Sesi terakhir digelar pada tanggal 18 Januari 2008 dan mengambil tempat di
salah satu kamar hotel bintang lima di Kota Medan. Sesi yang dikhususkan
untuk kalangan terbatas ini mengupas lebih dalam dengan materi “Guide
for Travel to The Jewel Land” oleh Guntang Jampel Yang yang
dikomentari oleh Ven. Dagpo Lama Rinpoche dengan pendahuluan: The
root of Dharma practice is kindness, The key to Dharma practice is pure
study, The measure of Dharma practice is turning from attachment of this
life, The essence of Dharma practice is the union of method and wisdom.
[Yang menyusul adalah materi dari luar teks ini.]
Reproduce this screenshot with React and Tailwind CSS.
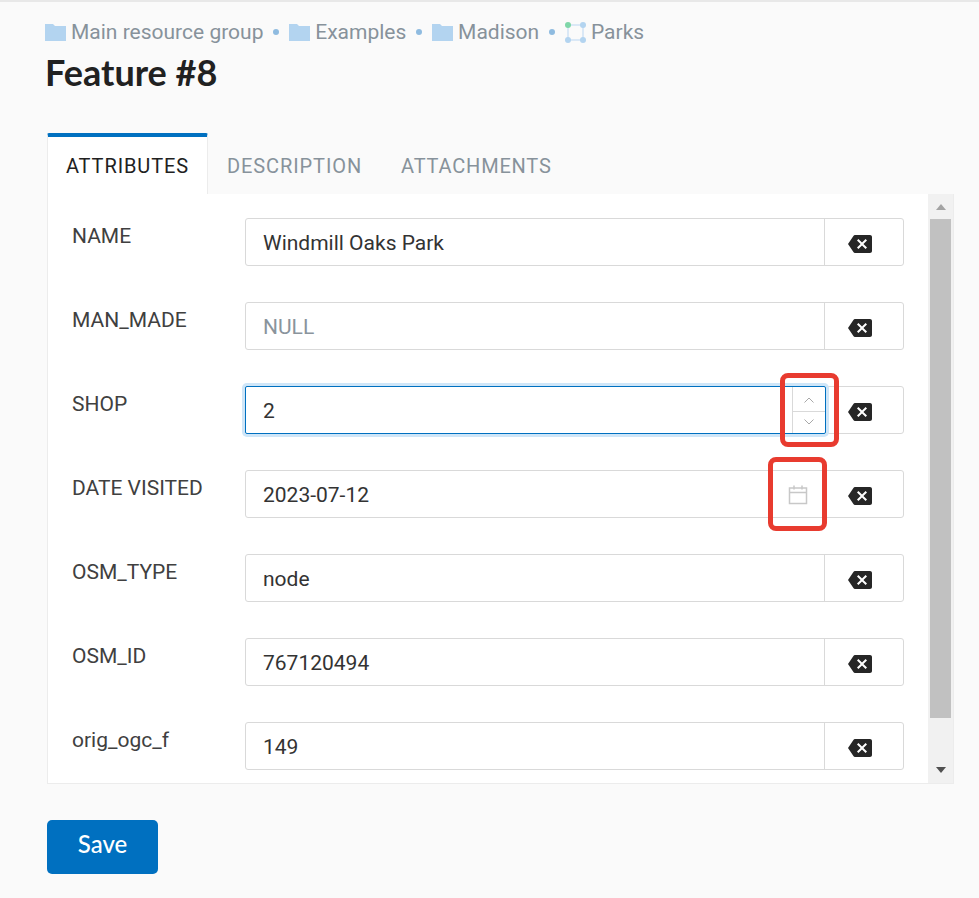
import React from 'react';

const rows = [
    { label: 'NAME', value: 'Windmill Oaks Park' },
    { label: 'MAN_MADE', value: 'NULL', placeholder: true },
    { label: 'SHOP', value: '2', kind: 'number' },
    { label: 'DATE VISITED', value: '2023-07-12', kind: 'date' },
    { label: 'OSM_TYPE', value: 'node' },
    { label: 'OSM_ID', value: '767120494' },
    { label: 'orig_ogc_f', value: '149' },
];

const FolderIcon = () => (
    <svg width="21" height="17" viewBox="0 0 21 17" className="shrink-0">
        <path d="M0 0h8l2 2h11v15H0z" fill="#b3d4f0" />
    </svg>
);

const LayerIcon = () => (
    <svg width="21" height="21" viewBox="0 0 21 21" className="shrink-0">
        <rect x="3" y="3" width="15" height="15" fill="none" stroke="#cfe2f5" strokeWidth="1.5" />
        <circle cx="3" cy="3" r="3" fill="#7fd6a8" />
        <circle cx="18" cy="3" r="3" fill="#b3d4f0" />
        <circle cx="3" cy="18" r="3" fill="#b3d4f0" />
        <circle cx="18" cy="18" r="3" fill="#b3d4f0" />
    </svg>
);

const BackspaceIcon = () => (
    <svg width="24" height="24" viewBox="0 0 24 24" fill="#262626">
        <path d="M22 3H7c-.69 0-1.23.35-1.59.89L0 12l5.41 8.11c.36.54.9.89 1.59.89h15c1.1 0 2-.9 2-2V5c0-1.1-.9-2-2-2zm-3 12.59L17.59 17 14 13.41 10.41 17 9 15.59 12.59 12 9 8.41 10.41 7 14 10.59 17.59 7 19 8.41 15.41 12 19 15.59z" />
    </svg>
);

const CalendarIcon = () => (
    <svg width="20" height="20" viewBox="0 0 20 20" fill="none" stroke="#c8c8c8" strokeWidth="1.5">
        <rect x="1.5" y="3" width="17" height="15.5" />
        <path d="M1.5 7.5h17M6 0.5v4M14 0.5v4" />
    </svg>
);

const Crumb = ({ icon, children }) => (
    <span className="flex items-center gap-[5px]">
        {icon}
        <span className="pt-[2px]">{children}</span>
    </span>
);

const Dot = () => <span className="mx-[9.9px] w-[6px] h-[6px] rounded-full bg-[#8fbbe0]" />;

function Spinner() {
    return (
        <div className="relative w-[33px] h-full border-l border-[#d9d9d9] flex flex-col shrink-0">
            <div className="flex-1 flex items-center justify-center border-b border-[#d9d9d9] pt-[2px]">
                <svg width="12" height="8" viewBox="0 0 12 8" fill="none" stroke="#a8a8a8"><path d="M1.5 6.5L6 2l4.5 4.5" /></svg>
            </div>
            <div className="flex-1 flex items-center justify-center">
                <svg width="12" height="8" viewBox="0 0 12 8" fill="none" stroke="#a8a8a8"><path d="M1.5 1.5L6 6l4.5-4.5" /></svg>
            </div>
            <div className="absolute left-[-13px] top-[-14px] w-[59px] h-[74px] border-[5px] border-[#e83b2f] rounded-[8px]" />
        </div>
    );
}

function Row({ label, value, placeholder, kind }) {
    const focused = kind === 'number';
    return (
        <div className="flex h-[48px] mb-[36px]">
            <div className="w-[173px] shrink-0 pt-[5px] text-[21px] leading-[26px] text-[#404040]">{label}</div>
            <div className="flex-1 flex h-[48px] bg-white border border-[#d9d9d9] rounded-[3px]">
                <div
                    className={
                        focused
                            ? 'relative z-10 flex-1 flex items-center pl-[17px] -my-px -ml-px h-[48px] border border-[#0070c0] rounded-[2px] shadow-[0_0_0_3px_#cfe6f8] bg-white'
                            : 'relative flex-1 flex items-center pl-[17px]'
                    }
                >
                    <span className={placeholder ? 'flex-1 pt-[4px] text-[21px] text-[#8a949c]' : 'flex-1 pt-[4px] text-[21px] text-[#333333]'}>{value}</span>
                    {kind === 'number' && <Spinner />}
                    {kind === 'date' && (
                        <div className="relative mr-[16px] mt-[2px] w-[20px] h-[20px]">
                            <CalendarIcon />
                            <div className="absolute left-[-20px] top-[-28px] w-[59px] h-[74px] border-[5px] border-[#e83b2f] rounded-[8px]" />
                        </div>
                    )}
                </div>
                <div className={focused ? 'w-[77px] shrink-0 flex items-center justify-center pr-[10px] pt-[4px]' : 'w-[79px] shrink-0 flex items-center justify-center border-l border-[#d9d9d9] pr-[8px] pt-[4px]'}>
                    <BackspaceIcon />
                </div>
            </div>
        </div>
    );
}

export default function App() {
    return (
        <div className="min-h-[898px] bg-[#fafafa] border-t-2 border-[#e8e8e8] font-['Roboto',sans-serif] pl-[45px] pr-[25px]">
            <div className="flex items-center h-[40px] mt-[10px] text-[21px] text-[#87929b]">
                <Crumb icon={<FolderIcon />}>Main resource group</Crumb>
                <Dot />
                <Crumb icon={<FolderIcon />}>Examples</Crumb>
                <Dot />
                <Crumb icon={<FolderIcon />}>Madison</Crumb>
                <Dot />
                <Crumb icon={<LayerIcon />}>Parks</Crumb>
            </div>
            <h1 className="-mt-[2px] h-[44px] font-['Lato',sans-serif] font-bold text-[36px] leading-[44px] text-[#212121]">Feature #8</h1>

            <div className="ml-[2px] mt-[39px] flex items-stretch h-[61px] text-[20px] tracking-[0.9px]">
                <div className="w-[161px] bg-white border-x border-[#ececec] border-t-[4px] border-t-[#0070c0] rounded-t-[2px] flex items-center justify-center text-[#212121] pt-px">ATTRIBUTES</div>
                <div className="pl-[19px] pr-[20px] pt-[5px] flex items-center text-[#87929b]">DESCRIPTION</div>
                <div className="pl-[19px] pt-[5px] flex items-center text-[#87929b] tracking-[0.8px]">ATTACHMENTS</div>
            </div>

            <div className="ml-[2px] h-[590px] flex bg-white border-l border-b border-r border-[#ececec]">
                <div className="flex-1 min-w-0 overflow-hidden pt-[24px] pl-[24px] pr-[24px]">
                    {rows.map((row) => (
                        <Row key={row.label} {...row} />
                    ))}
                </div>
                <div className="w-[25px] shrink-0 bg-[#f1f1f1] flex flex-col items-center">
                    <div className="h-[25px] flex items-center justify-center">
                        <div className="w-0 h-0 border-x-[5px] border-x-transparent border-b-[6px] border-b-[#a3a3a3]" />
                    </div>
                    <div className="w-[21px] h-[499px] bg-[#c1c1c1]" />
                    <div className="flex-1 flex items-end justify-center pb-[10px]">
                        <div className="w-0 h-0 border-x-[5px] border-x-transparent border-t-[6px] border-t-[#505050]" />
                    </div>
                </div>
            </div>

            <button className="block ml-[2px] mt-[36px] w-[111px] h-[54px] pb-[6px] rounded-[5px] bg-[#0070c0] text-white font-['Lato',sans-serif] text-[24px] font-medium">Save</button>
        </div>
    );
}
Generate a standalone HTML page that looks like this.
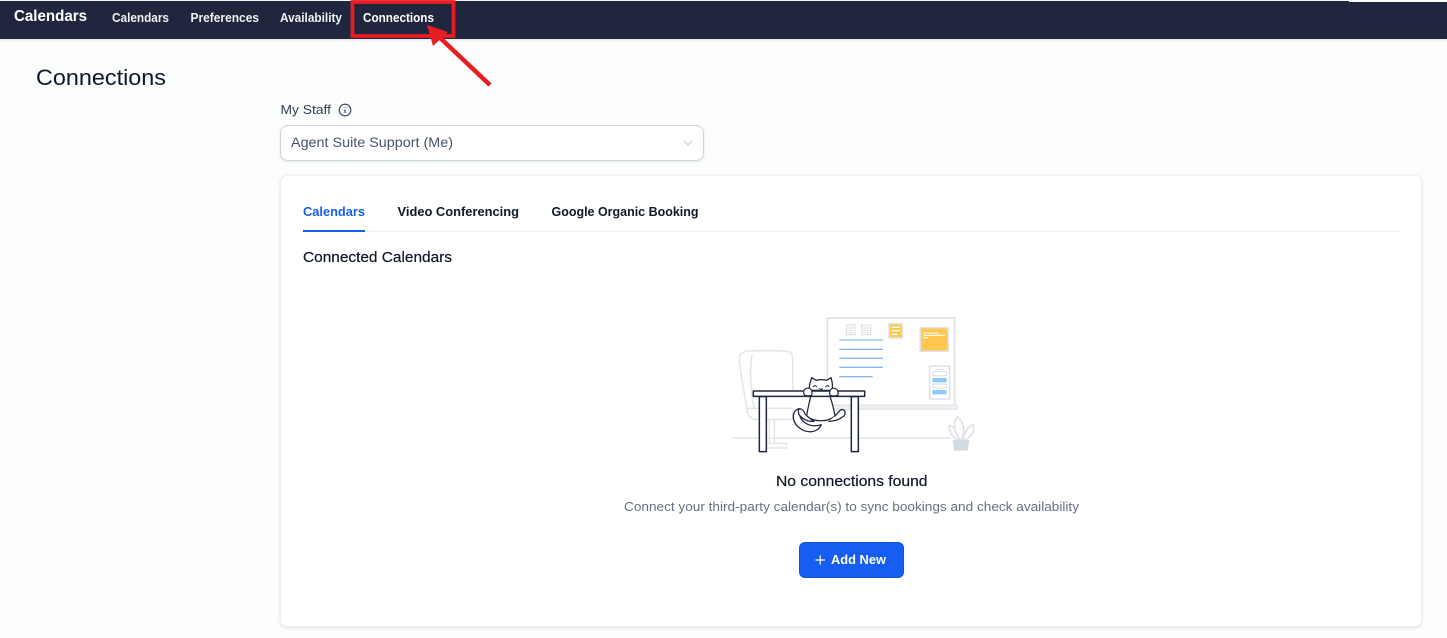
<!DOCTYPE html>
<html><head><meta charset="utf-8"><title>Connections</title>
<style>
html,body{margin:0;padding:0;width:1447px;height:638px;overflow:hidden;background:#fcfdfd;font-family:"Liberation Sans",sans-serif}
.nav{position:absolute;left:0;top:1px;width:1447px;height:38px;background:#20263e;box-shadow:0 1px 3px rgba(16,24,40,.12)}
.sel{position:absolute;left:280px;top:125px;width:422px;height:34px;background:#fff;border:1px solid #d0d5dd;border-radius:8px;box-shadow:0 1px 2px rgba(16,24,40,.1)}
.card{position:absolute;left:280px;top:175px;width:1140px;height:450px;background:#fff;border:1px solid #eef0f3;border-radius:7px;box-shadow:0 1px 3px rgba(16,24,40,.12)}
.btn{position:absolute;left:799px;top:542px;width:103px;height:34px;background:#155eef;border:1px solid #1352d0;border-radius:6px}
svg{position:absolute;left:0;top:0}
text{font-family:"Liberation Sans",sans-serif}
</style></head><body>
<div class="nav"></div>
<div class="sel"></div>
<div class="card"></div>
<div class="btn"></div>
<svg width="1447" height="638" viewBox="0 0 1447 638">
<g fill="#fff" font-weight="700">
<text x="14" y="21" font-size="16" textLength="73" lengthAdjust="spacingAndGlyphs">Calendars</text>
<text x="112" y="22" font-size="12.5" textLength="57" lengthAdjust="spacingAndGlyphs" fill="#f0f1f4">Calendars</text>
<text x="190.500" y="22" font-size="12.5" textLength="68.500" lengthAdjust="spacingAndGlyphs" fill="#f0f1f4">Preferences</text>
<text x="280" y="22" font-size="12.5" textLength="62" lengthAdjust="spacingAndGlyphs" fill="#f0f1f4">Availability</text>
<text x="363" y="22" font-size="12.5" textLength="71" lengthAdjust="spacingAndGlyphs">Connections</text>
</g>
<text x="36" y="85" font-size="22" fill="#101828" textLength="130" lengthAdjust="spacingAndGlyphs">Connections</text>
<text x="280.500" y="114" font-size="13" fill="#344054" textLength="50.500" lengthAdjust="spacingAndGlyphs">My Staff</text>
<circle cx="345" cy="110" r="5.800" fill="none" stroke="#344054" stroke-width="1.100"/>
<path d="M345 109.500V113M345 107V107.800" stroke="#344054" stroke-width="1.200" fill="none"/>
<text x="291" y="147" font-size="14" fill="#475467" textLength="162" lengthAdjust="spacingAndGlyphs">Agent Suite Support (Me)</text>
<path d="M684 141L688 145L692 141" fill="none" stroke="#c4c9d2" stroke-width="1"/>
<rect x="303" y="231" width="1097" height="1" fill="#eef0f3"/>
<rect x="303" y="230" width="62" height="2" fill="#155eef"/>
<g font-size="12.500" font-weight="700">
<text x="303" y="216" fill="#155eef" textLength="62" lengthAdjust="spacingAndGlyphs">Calendars</text>
<text x="397.500" y="216" fill="#101828" textLength="121.500" lengthAdjust="spacingAndGlyphs">Video Conferencing</text>
<text x="551.500" y="216" fill="#101828" textLength="147" lengthAdjust="spacingAndGlyphs">Google Organic Booking</text>
</g>
<text x="303" y="262" font-size="14.500" fill="#101828" stroke="#101828" stroke-width=".2" textLength="149" lengthAdjust="spacingAndGlyphs">Connected Calendars</text>
<text x="776" y="486" font-size="14.500" fill="#101828" stroke="#101828" stroke-width=".2" textLength="151.500" lengthAdjust="spacingAndGlyphs">No connections found</text>
<text x="624" y="511" font-size="13" fill="#667085" textLength="455" lengthAdjust="spacingAndGlyphs">Connect your third-party calendar(s) to sync bookings and check availability</text>
<path d="M815.500 560H825M820.200 555.300V564.700" stroke="#fff" stroke-width="1.200" fill="none"/>
<text x="831" y="564" font-size="13" font-weight="700" fill="#fff" textLength="55" lengthAdjust="spacingAndGlyphs">Add New</text>

<!-- illustration, drawn in 3x crop coordinates -->
<g transform="translate(720 310) scale(.33333)" fill="none" stroke-linejoin="round" stroke-linecap="round">
<path d="M37 384H690" stroke="#e2e5ea" stroke-width="4.500"/>
<!-- chair -->
<path d="M80 295C70 230 58 170 58 145C58 130 68 124 85 123C120 121 180 121 205 125C215 127 218 135 218 150V240M96 135C88 170 92 250 102 295" stroke="#e3e5ea" stroke-width="4.500"/>
<path d="M80 295H218V328H105C92 328 82 315 80 295Z" stroke="#e3e5ea" stroke-width="4.500" fill="#fff"/>
<path d="M148 328V400M163 328V400" stroke="#e3e5ea" stroke-width="4.500"/>
<rect x="140" y="400" width="59" height="14" stroke="#e3e5ea" stroke-width="4.500" fill="#fff"/>
<!-- board -->
<rect x="322" y="24" width="382" height="262" stroke="#dfe2e8" stroke-width="5" fill="#fff"/>
<rect x="322" y="286" width="390" height="12" fill="#eef0f3" stroke="#e2e5ea" stroke-width="4"/>
<!-- mini clipboards -->
<rect x="380" y="45" width="25" height="29" stroke="#dfe2e8" stroke-width="4"/>
<path d="M386 54H399M386 61H399M386 68H399" stroke="#dfe2e8" stroke-width="3.500"/>
<rect x="425" y="45" width="27" height="29" stroke="#dfe2e8" stroke-width="4"/>
<path d="M431 54H446M431 61H446M431 68H446" stroke="#dfe2e8" stroke-width="3.500"/>
<!-- lines -->
<path d="M358 90H489M358 118H489M358 145H489M358 172H489M358 200H458" stroke="#8db8f5" stroke-width="4" stroke-linecap="butt"/>
<!-- note -->
<rect x="507" y="41" width="40" height="43" fill="#ffc74d" stroke="#dfe2e8" stroke-width="5"/>
<path d="M515 52H540M515 62H540M515 73H532" stroke="#fff" stroke-width="4" stroke-linecap="butt"/>
<!-- folder -->
<rect x="601" y="53" width="84" height="71" fill="#ffc74d" stroke="#dfe2e8" stroke-width="5"/>
<path d="M610 69H656M610 76H675M610 83H625" stroke="#fff5dc" stroke-width="4" stroke-linecap="butt"/>
<!-- clipboard -->
<rect x="629" y="168" width="60" height="99" fill="#fff" stroke="#dfe2e8" stroke-width="4.500"/>
<path d="M648 178H670" stroke="#dfe2e8" stroke-width="3.500"/>
<rect x="638" y="185" width="42" height="12" rx="4" stroke="#dfe2e8" stroke-width="3.500"/>
<rect x="637" y="204" width="43" height="13" rx="4" fill="#8ec8fb"/>
<rect x="638" y="222" width="42" height="12" rx="4" stroke="#dfe2e8" stroke-width="3.500"/>
<rect x="637" y="240" width="43" height="13" rx="4" fill="#8ec8fb"/>
<!-- plant -->
<path d="M716 392C700 385 686 368 688 346C706 350 716 368 718 392Z" stroke="#dfe2e8" stroke-width="5" fill="#fff"/>
<path d="M722 392C698 365 700 335 712 320C732 338 738 365 722 392Z" stroke="#dfe2e8" stroke-width="5" fill="#fff"/>
<path d="M730 392C732 368 744 350 760 343C764 365 752 385 730 392Z" stroke="#dfe2e8" stroke-width="5" fill="#fff"/>
<path d="M698 390H748L743 422H703Z" fill="#d5d9e0"/>
<!-- cat -->
<g stroke="#20263e" stroke-width="3.800">
<path d="M238 296C215 300 212 335 240 355C262 370 292 370 304 344C280 352 250 345 240 320" fill="#fff"/>
<path d="M272 258C268 280 262 300 260 318C280 337 325 337 345 318C342 298 336 278 330 258" fill="#fff"/>
<path d="M235 300C240 292 252 300 255 312C262 320 270 326 282 334C262 336 245 326 236 312Z" fill="#fff"/>
<path d="M345 318C352 312 358 300 366 298C376 300 378 310 372 318C362 326 345 334 326 334" fill="#fff"/>
<path d="M268 241C266 226 271 216 275 203L289 211Q305 207 320 211L333 203C337 216 339 228 336 241Z" fill="#fff"/>
<path d="M280 230Q285 224 290 230M317 230Q322 224 327 230M299 236Q303 240 307 236" stroke-width="3"/>
</g>
<!-- desk -->
<rect x="100" y="243" width="334" height="16" fill="#fff" stroke="#20263e" stroke-width="4.500"/>
<rect x="118" y="260" width="21" height="165" fill="#fff" stroke="#20263e" stroke-width="4.500"/>
<rect x="394" y="260" width="21" height="165" fill="#fff" stroke="#20263e" stroke-width="4.500"/>
<g stroke="#20263e" stroke-width="3.500" fill="#fff">
<path d="M252 253C248 240 257 233 265 235C274 234 278 245 275 256C266 258 257 259 252 253Z"/>
<path d="M330 255C326 242 334 233 342 235C351 234 356 245 354 255C346 258 336 259 330 255Z"/>
</g>
</g>

<!-- annotation -->
<rect x="352.500" y="2" width="101" height="34" fill="none" stroke="#e81c23" stroke-width="3.800"/>
<path d="M490 85L436 34" stroke="#e81c23" stroke-width="4.500" fill="none"/>
<path d="M427 25L448 32L433 46Z" fill="#e81c23"/>
<rect x="1349" y="0" width="98" height="2" fill="#fcfdfd"/>
</svg>
</body></html>
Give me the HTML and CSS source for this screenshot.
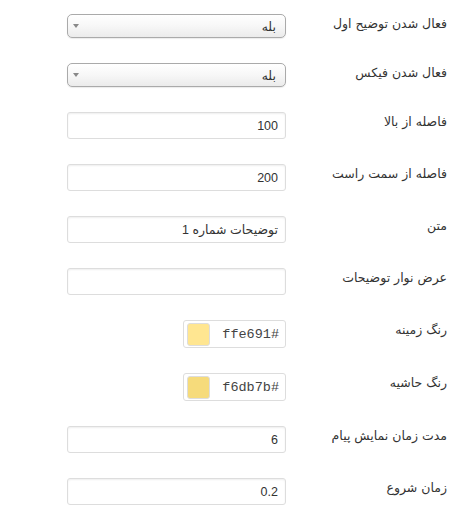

Suhu juga membahas penderitaan atau “Dukkha”. Kebetulan pada
malam itu, kamar hotel yang berukuran standar sempat diisi oleh hampir 40
kepala, sehingga ruangan menjadi cukup sumpek dan panas. Beberapa
peserta duduknya berjejalan sehingga pegal dan panas, contoh nyata dari
ketidak-nyamanan atau dukkha. Suhu menasehati bahwa segala
ketidak-nyamanan yang kita alami saat ini merupakan akibat dari karma di
masa lampau dan selama kita masih berada di dalam samsara, adalah hal
yang mustahil untuk meraih kenyamanan yang kekal. Sungguh ironi bahwa
segala sesuatu yang beredar di kota Medan, terutama banyaknya jenis-jenis
makanan Medan yang enak-enak hanyalah semata-mata untuk memuaskan
rasa enak dan rasa nyaman yang nyata-nyata tidak bisa diraih dan
dipertahankan. Dan selama ini, kita diterpa oleh 8 Angin Duniawi, terutama
ingin memperoleh reputasi dan pujian, sehingga jalan hidup mengikuti orang
kebanyakan.
Hingga menjelang sesi usai, malam pun merambat menuju dini hari. YM
Suhu sempat berpesan 3 poin:
1) Tanyakan diri sendiri: Motivasi praktik dharmamu apa?; 2) Tunjukkan
bahwa kamu serius; 3) Kasih PR.
Kalau 3 poin itu dirasa terlalu banyak, YM Suhu masih bisa kompromi
hingga menjadi 1 poin saja, yaitu: “Jaga motivasi setiap hari. Jaga jangan
sampai keterlaluan.”
Dengan latar jendela kaca yang menyajikan pemandangan malam Kota
Medan, Suhu terduduk sambil
bergumam, “Masihkah ada harapan untuk Medan?”